▶ **INFORMATION PROVIDED**
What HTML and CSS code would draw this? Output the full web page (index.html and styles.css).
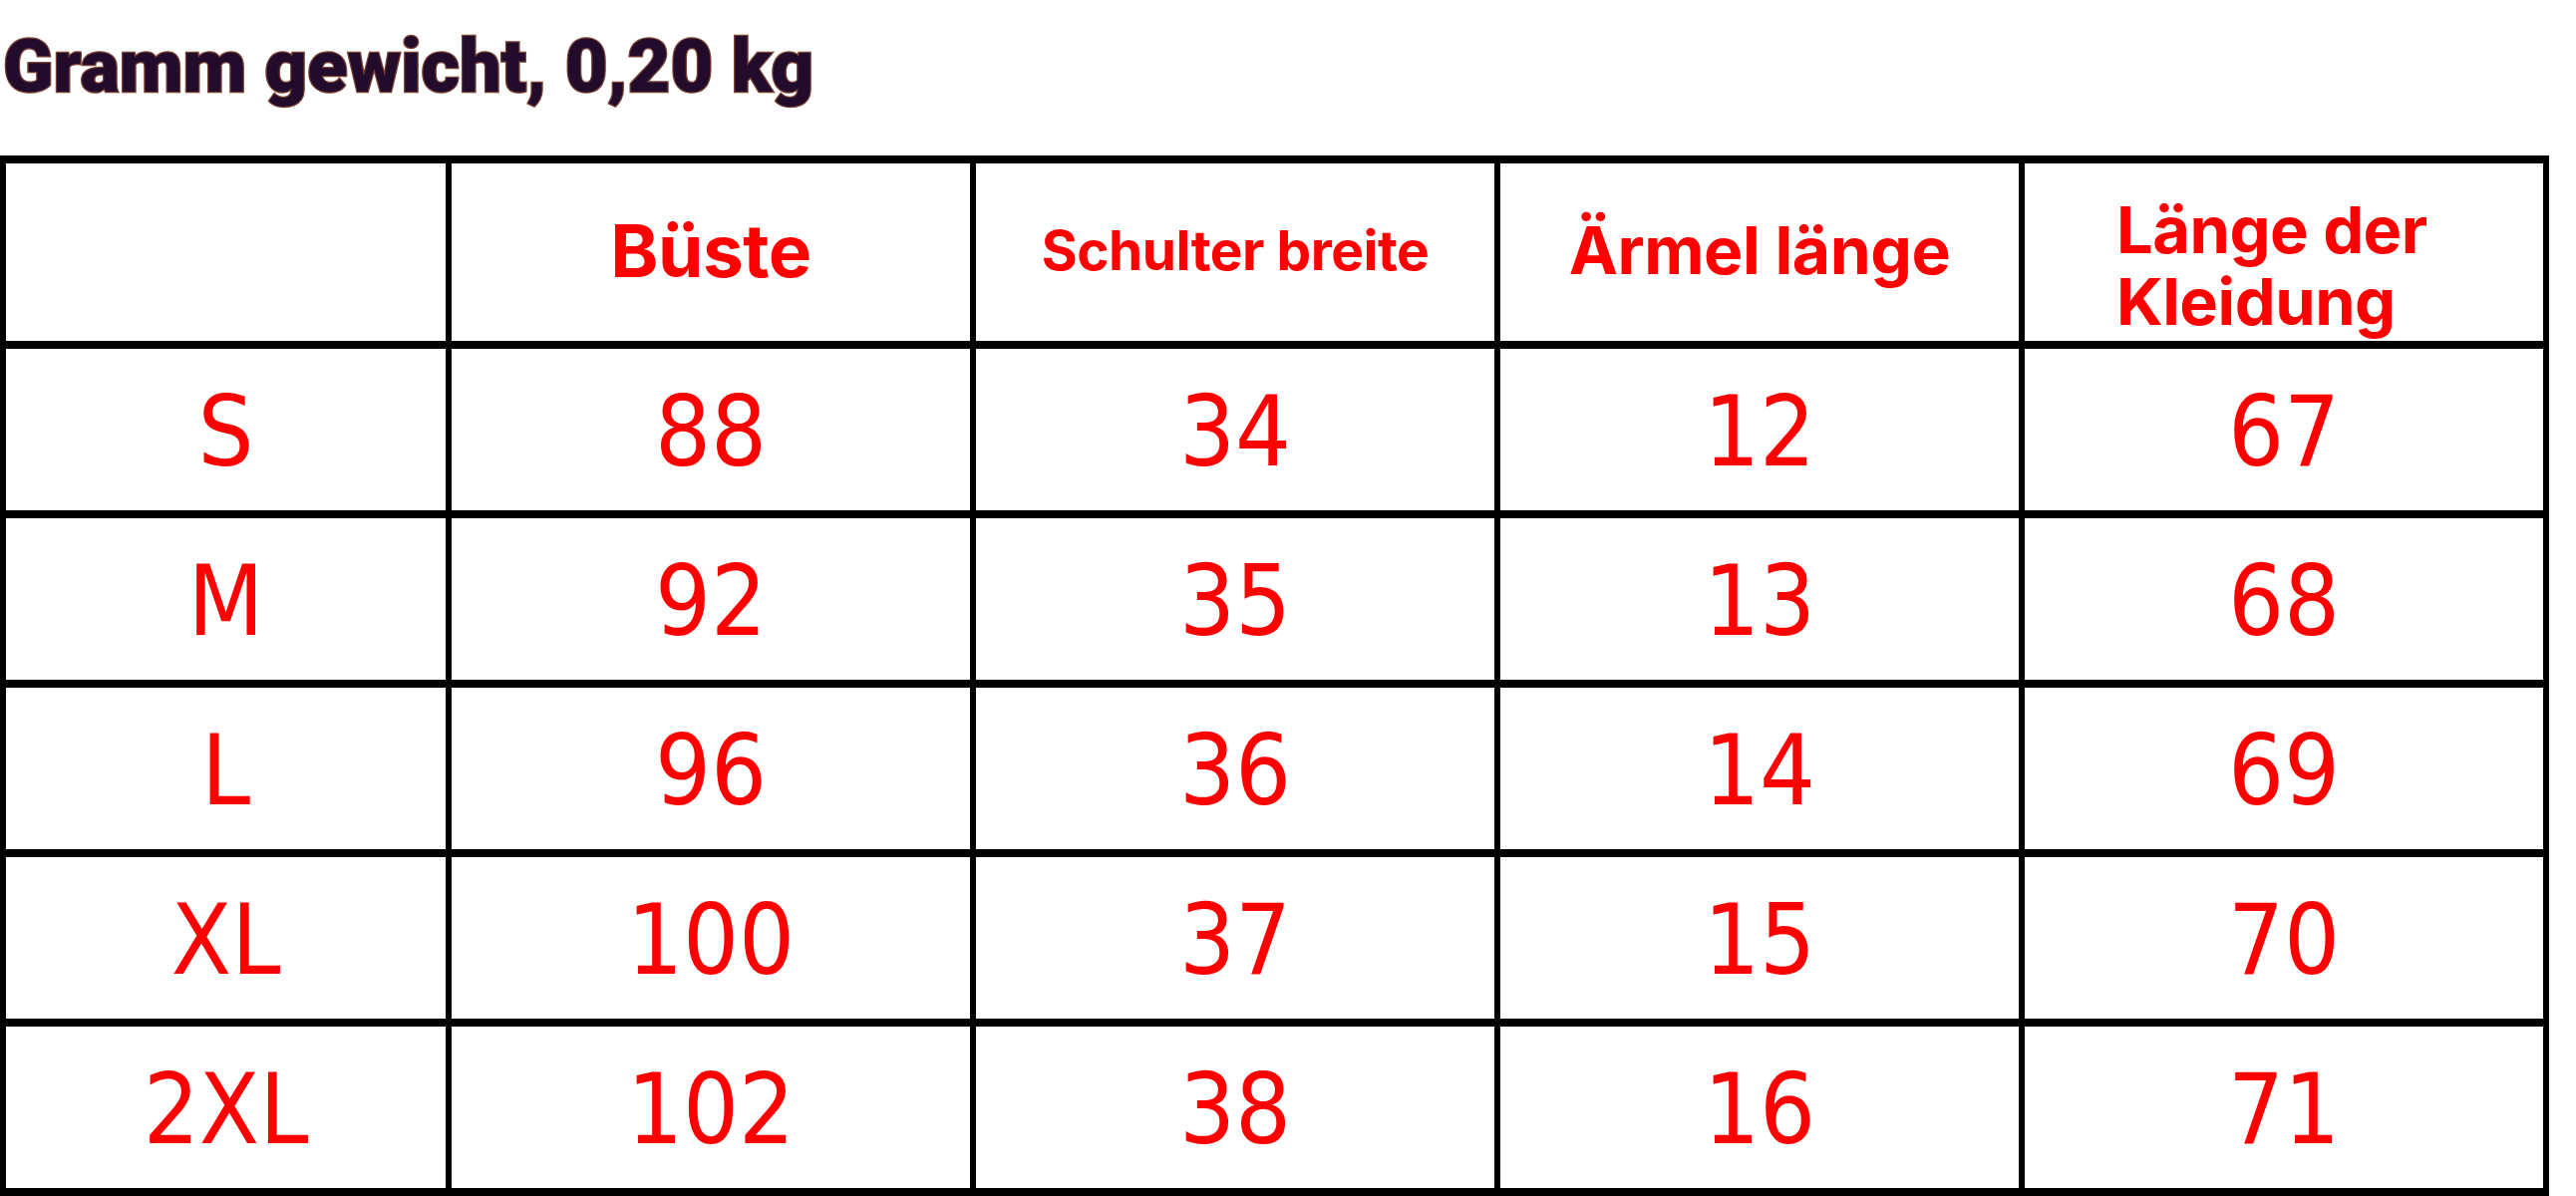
FILE: index.html
```html
<!DOCTYPE html>
<html lang="de">
<head>
<meta charset="utf-8">
<title>Größentabelle</title>
<link rel="stylesheet" href="styles.css">
</head>
<body>
<h1 class="title">Gramm gewicht, 0,20 kg</h1>
<div class="size-table">
  <div class="cell head"></div>
  <div class="cell head h-buste">Büste</div>
  <div class="cell head h-schulter">Schulter breite</div>
  <div class="cell head h-aermel">Ärmel länge</div>
  <div class="cell head h-laenge"><span>Länge der<br>Kleidung</span></div>

  <div class="cell">S</div><div class="cell">88</div><div class="cell">34</div><div class="cell">12</div><div class="cell">67</div>
  <div class="cell">M</div><div class="cell">92</div><div class="cell">35</div><div class="cell">13</div><div class="cell">68</div>
  <div class="cell">L</div><div class="cell">96</div><div class="cell">36</div><div class="cell">14</div><div class="cell">69</div>
  <div class="cell">XL</div><div class="cell">100</div><div class="cell">37</div><div class="cell">15</div><div class="cell">70</div>
  <div class="cell">2XL</div><div class="cell">102</div><div class="cell">38</div><div class="cell">16</div><div class="cell">71</div>
</div>
</body>
</html>
```
FILE: styles.css
```css
html, body {
  margin: 0;
  padding: 0;
  background: #ffffff;
}

body {
  width: 2584px;
  height: 1200px;
  overflow: hidden;
  font-family: "Inter", "Liberation Sans", sans-serif;
}

.title {
  margin: 0 0 53px 0;
  padding: 30px 0 0 3px;
  height: 73px;
  font-family: "Roboto", "Liberation Sans", sans-serif;
  font-weight: 900;
  font-size: 74px;
  line-height: 73px;
  letter-spacing: 0;
  color: #230b2c;
  -webkit-text-stroke: 2.5px #7a4332;
  paint-order: stroke fill;
  white-space: nowrap;
}

.size-table {
  display: grid;
  grid-template-columns: 441px repeat(4, 520px);
  grid-template-rows: 178px repeat(5, 162px);
  column-gap: 6px;
  row-gap: 8px;
  padding: 8px 6px;
  width: max-content;
  background: #000000;
}

.cell {
  background: #ffffff;
  display: flex;
  align-items: center;
  justify-content: center;
  padding-top: 4px;
  color: #ff0000;
  font-family: "DejaVu Sans Condensed", "DejaVu Sans", "Verdana", sans-serif;
  font-stretch: condensed;
  font-size: 98px;
  line-height: 1;
}

.head {
  font-family: "Inter", "Liberation Sans", sans-serif;
  font-stretch: normal;
  font-weight: 700;
  color: #ff0000;
  padding-top: 0;
  padding-bottom: 4px;
  letter-spacing: -0.5px;
}

.h-buste {
  font-size: 73px;
}

.h-schulter {
  font-size: 55px;
}

.h-aermel {
  font-size: 66px;
}

.h-laenge {
  font-size: 65px;
  line-height: 72px;
  justify-content: flex-start;
  text-align: left;
  padding: 28px 0 0 92px;
}
```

▶ **WORK INSTRUCTIONS**
All of the material above needs to be restated exactly, with no pictures.

▶ **RESPONSE TO THIS EXERCISE**
What HTML and CSS code would draw this? Output the full web page (index.html and styles.css).
FILE: index.html
```html
<!DOCTYPE html>
<html lang="de">
<head>
<meta charset="utf-8">
<title>Größentabelle</title>
<link rel="stylesheet" href="styles.css">
</head>
<body>
<h1 class="title">Gramm gewicht, 0,20 kg</h1>
<div class="size-table">
  <div class="cell head"></div>
  <div class="cell head h-buste">Büste</div>
  <div class="cell head h-schulter">Schulter breite</div>
  <div class="cell head h-aermel">Ärmel länge</div>
  <div class="cell head h-laenge"><span>Länge der<br>Kleidung</span></div>

  <div class="cell">S</div><div class="cell">88</div><div class="cell">34</div><div class="cell">12</div><div class="cell">67</div>
  <div class="cell">M</div><div class="cell">92</div><div class="cell">35</div><div class="cell">13</div><div class="cell">68</div>
  <div class="cell">L</div><div class="cell">96</div><div class="cell">36</div><div class="cell">14</div><div class="cell">69</div>
  <div class="cell">XL</div><div class="cell">100</div><div class="cell">37</div><div class="cell">15</div><div class="cell">70</div>
  <div class="cell">2XL</div><div class="cell">102</div><div class="cell">38</div><div class="cell">16</div><div class="cell">71</div>
</div>
</body>
</html>
```
FILE: styles.css
```css
html, body {
  margin: 0;
  padding: 0;
  background: #ffffff;
}

body {
  width: 2584px;
  height: 1200px;
  overflow: hidden;
  font-family: "Inter", "Liberation Sans", sans-serif;
}

.title {
  margin: 0 0 53px 0;
  padding: 30px 0 0 3px;
  height: 73px;
  font-family: "Roboto", "Liberation Sans", sans-serif;
  font-weight: 900;
  font-size: 74px;
  line-height: 73px;
  letter-spacing: 0;
  color: #230b2c;
  -webkit-text-stroke: 2.5px #7a4332;
  paint-order: stroke fill;
  white-space: nowrap;
}

.size-table {
  display: grid;
  grid-template-columns: 441px repeat(4, 520px);
  grid-template-rows: 178px repeat(5, 162px);
  column-gap: 6px;
  row-gap: 8px;
  padding: 8px 6px;
  width: max-content;
  background: #000000;
}

.cell {
  background: #ffffff;
  display: flex;
  align-items: center;
  justify-content: center;
  padding-top: 4px;
  color: #ff0000;
  font-family: "DejaVu Sans Condensed", "DejaVu Sans", "Verdana", sans-serif;
  font-stretch: condensed;
  font-size: 98px;
  line-height: 1;
}

.head {
  font-family: "Inter", "Liberation Sans", sans-serif;
  font-stretch: normal;
  font-weight: 700;
  color: #ff0000;
  padding-top: 0;
  padding-bottom: 4px;
  letter-spacing: -0.5px;
}

.h-buste {
  font-size: 73px;
}

.h-schulter {
  font-size: 55px;
}

.h-aermel {
  font-size: 66px;
}

.h-laenge {
  font-size: 65px;
  line-height: 72px;
  justify-content: flex-start;
  text-align: left;
  padding: 28px 0 0 92px;
}
```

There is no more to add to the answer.